Advice only takes root if it resonates with your past—because there’s no way in hell you’re going to let that happen again.
Past behavior builds scar tissue around lessons learned, which thickens the emotional cement that future principles sink into. This gives you conviction, which makes you more likely to act on your rules.
In contrast, if you spend all day watching Netflix, fewer principles have an opportunity to emotionally resonate with you. Because you lack a foundation of experiences. You’re an empty shell.
Perhaps this explains why children have a harder time following advice: they don’t have life experiences to latch advice onto. The advice they receive can only resonate logically and not emotionally. So it doesn’t stick.
To avoid a childlike relationship with advice, Memorized Rules suggests living a varied life with unique experiences.
What’s the difference between a rule and a value? I consider values to be a subtype of rule with a sense of how one ought to behave in order to be virtuous or emotionally fulfilled. For example, “Always be good to your neighbor.” Why? It’s a strategically beneficial rule, yes, but it’s also “the right thing to do,” so it’s a value rule.
What to do now
There are many implications to Memorized Rules. These are my favorite two:
- Memorized Rules give you a better justification for your behaviors—and they help you feel at peace with your choices. You know why you’re doing what you’re doing. You’re not purely YOLO’ing.

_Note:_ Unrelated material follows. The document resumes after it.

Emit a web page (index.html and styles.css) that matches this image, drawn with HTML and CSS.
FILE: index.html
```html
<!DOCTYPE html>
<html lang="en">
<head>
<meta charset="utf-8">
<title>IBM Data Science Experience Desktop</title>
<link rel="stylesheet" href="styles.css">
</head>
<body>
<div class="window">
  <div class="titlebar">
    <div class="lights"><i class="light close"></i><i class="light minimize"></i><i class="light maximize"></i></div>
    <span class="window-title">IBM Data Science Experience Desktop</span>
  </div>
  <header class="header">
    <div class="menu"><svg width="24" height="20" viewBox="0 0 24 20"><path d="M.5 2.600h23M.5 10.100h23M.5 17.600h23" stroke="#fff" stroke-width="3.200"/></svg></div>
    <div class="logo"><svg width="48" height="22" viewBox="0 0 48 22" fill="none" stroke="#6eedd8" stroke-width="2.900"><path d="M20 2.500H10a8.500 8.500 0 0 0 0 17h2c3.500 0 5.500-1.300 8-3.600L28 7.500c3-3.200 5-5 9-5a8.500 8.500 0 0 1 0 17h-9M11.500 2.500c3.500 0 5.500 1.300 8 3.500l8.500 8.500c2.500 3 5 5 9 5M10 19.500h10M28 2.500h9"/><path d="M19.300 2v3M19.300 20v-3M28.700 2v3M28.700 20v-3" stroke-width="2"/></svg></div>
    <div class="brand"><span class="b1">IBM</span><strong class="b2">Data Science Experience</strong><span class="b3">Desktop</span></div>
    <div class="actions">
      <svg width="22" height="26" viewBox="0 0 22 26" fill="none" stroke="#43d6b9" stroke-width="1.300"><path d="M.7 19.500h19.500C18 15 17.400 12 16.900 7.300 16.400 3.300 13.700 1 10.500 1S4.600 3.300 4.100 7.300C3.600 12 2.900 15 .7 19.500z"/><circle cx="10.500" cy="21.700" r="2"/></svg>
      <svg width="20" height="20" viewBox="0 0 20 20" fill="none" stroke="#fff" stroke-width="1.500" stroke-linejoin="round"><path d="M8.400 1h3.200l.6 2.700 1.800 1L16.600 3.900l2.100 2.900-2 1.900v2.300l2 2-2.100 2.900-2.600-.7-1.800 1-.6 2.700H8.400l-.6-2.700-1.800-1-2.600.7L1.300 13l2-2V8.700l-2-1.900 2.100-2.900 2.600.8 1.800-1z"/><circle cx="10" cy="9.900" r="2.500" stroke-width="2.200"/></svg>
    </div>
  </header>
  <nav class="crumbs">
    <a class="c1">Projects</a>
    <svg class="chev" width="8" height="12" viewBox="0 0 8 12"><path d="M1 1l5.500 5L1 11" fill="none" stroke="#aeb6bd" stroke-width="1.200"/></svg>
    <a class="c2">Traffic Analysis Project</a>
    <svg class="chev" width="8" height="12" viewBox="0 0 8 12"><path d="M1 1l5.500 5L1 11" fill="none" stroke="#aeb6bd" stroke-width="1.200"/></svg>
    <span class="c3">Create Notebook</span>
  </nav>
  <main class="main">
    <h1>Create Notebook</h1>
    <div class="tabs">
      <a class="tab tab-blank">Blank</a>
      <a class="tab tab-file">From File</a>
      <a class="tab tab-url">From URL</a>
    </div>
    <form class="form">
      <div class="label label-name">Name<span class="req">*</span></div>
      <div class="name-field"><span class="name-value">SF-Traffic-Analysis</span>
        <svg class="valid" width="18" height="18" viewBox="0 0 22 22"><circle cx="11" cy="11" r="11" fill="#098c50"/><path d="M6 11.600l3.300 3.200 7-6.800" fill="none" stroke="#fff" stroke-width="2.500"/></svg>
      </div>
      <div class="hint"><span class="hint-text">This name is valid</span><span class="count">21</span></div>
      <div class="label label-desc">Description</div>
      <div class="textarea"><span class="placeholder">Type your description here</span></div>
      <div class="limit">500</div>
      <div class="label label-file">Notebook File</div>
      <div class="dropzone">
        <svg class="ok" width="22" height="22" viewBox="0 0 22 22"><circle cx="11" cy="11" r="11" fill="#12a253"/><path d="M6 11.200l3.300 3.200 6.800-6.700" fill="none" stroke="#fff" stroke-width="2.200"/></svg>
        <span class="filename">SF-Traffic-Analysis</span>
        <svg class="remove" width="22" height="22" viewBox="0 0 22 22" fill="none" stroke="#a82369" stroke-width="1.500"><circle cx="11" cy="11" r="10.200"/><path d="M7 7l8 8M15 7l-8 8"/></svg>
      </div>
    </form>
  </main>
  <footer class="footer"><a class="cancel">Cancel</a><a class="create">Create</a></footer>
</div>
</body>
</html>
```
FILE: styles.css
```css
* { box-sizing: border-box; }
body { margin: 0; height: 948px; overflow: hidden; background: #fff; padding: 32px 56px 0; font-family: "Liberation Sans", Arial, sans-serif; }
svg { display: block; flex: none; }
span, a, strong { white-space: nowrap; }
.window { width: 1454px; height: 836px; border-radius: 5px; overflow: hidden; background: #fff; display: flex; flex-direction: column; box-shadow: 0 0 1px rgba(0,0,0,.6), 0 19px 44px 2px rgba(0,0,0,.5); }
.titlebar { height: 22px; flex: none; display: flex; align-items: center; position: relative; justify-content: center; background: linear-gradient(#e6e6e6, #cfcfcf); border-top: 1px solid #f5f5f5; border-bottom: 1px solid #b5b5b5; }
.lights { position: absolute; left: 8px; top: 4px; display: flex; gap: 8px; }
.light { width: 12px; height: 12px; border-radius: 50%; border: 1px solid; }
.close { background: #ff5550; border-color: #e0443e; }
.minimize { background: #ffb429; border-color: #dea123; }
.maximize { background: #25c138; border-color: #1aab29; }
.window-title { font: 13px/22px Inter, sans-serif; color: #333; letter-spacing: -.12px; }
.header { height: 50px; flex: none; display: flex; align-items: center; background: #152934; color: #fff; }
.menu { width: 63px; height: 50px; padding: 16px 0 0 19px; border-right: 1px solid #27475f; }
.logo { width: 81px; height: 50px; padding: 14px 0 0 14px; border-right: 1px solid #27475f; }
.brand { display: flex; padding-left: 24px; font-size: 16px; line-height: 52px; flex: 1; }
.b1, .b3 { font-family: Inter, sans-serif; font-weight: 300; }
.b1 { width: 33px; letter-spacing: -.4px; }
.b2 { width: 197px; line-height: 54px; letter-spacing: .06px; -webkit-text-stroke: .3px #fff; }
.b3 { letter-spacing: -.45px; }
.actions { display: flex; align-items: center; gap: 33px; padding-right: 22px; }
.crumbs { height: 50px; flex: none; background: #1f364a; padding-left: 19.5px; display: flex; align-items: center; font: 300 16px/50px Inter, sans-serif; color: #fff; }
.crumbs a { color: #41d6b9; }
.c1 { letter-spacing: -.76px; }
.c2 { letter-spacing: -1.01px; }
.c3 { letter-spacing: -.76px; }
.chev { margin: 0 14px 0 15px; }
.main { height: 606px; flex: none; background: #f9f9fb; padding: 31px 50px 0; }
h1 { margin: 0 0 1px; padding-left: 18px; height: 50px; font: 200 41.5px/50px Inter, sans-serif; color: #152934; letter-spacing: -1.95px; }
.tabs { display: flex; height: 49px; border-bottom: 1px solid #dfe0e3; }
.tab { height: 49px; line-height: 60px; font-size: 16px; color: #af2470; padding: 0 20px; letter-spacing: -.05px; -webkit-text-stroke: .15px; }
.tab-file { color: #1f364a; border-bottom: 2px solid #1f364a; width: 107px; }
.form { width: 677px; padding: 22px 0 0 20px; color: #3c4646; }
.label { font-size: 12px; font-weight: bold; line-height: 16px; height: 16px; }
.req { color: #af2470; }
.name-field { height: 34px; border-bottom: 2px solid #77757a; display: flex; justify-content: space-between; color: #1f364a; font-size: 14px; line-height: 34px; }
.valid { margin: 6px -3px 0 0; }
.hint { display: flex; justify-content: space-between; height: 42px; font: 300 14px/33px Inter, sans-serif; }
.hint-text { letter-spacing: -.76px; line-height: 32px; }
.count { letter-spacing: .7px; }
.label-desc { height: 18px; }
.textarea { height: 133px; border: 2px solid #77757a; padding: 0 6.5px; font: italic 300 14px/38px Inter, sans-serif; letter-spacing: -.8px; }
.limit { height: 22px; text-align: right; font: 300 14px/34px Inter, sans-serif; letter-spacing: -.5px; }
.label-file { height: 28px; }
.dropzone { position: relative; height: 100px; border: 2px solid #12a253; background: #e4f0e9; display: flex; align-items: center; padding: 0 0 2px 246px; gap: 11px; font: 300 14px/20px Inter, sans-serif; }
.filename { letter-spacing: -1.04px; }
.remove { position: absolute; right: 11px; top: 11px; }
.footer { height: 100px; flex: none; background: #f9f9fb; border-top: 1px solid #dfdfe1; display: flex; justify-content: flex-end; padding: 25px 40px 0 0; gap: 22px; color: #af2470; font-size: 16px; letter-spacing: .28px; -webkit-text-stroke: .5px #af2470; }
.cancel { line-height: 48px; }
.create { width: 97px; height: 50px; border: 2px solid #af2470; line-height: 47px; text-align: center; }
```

- Memorized Rules add a game layer to content consumption: Which principles can you absorb from YouTube, podcasts, and books when consuming them?
Again, the Memorized Rules process looks like this:
- Write your six rules on a sticky note.
- Look at your six throughout the day when working on hard problems. Let the principles guide you toward solutions. Keep doing this until they’re memorized.
- Collect more advice and iterate on your six over time. The more that a new principle changes your behavior for the better, the more it belongs on your shortlist.
If all this feels like too much work, start with just three rules and add to them over time.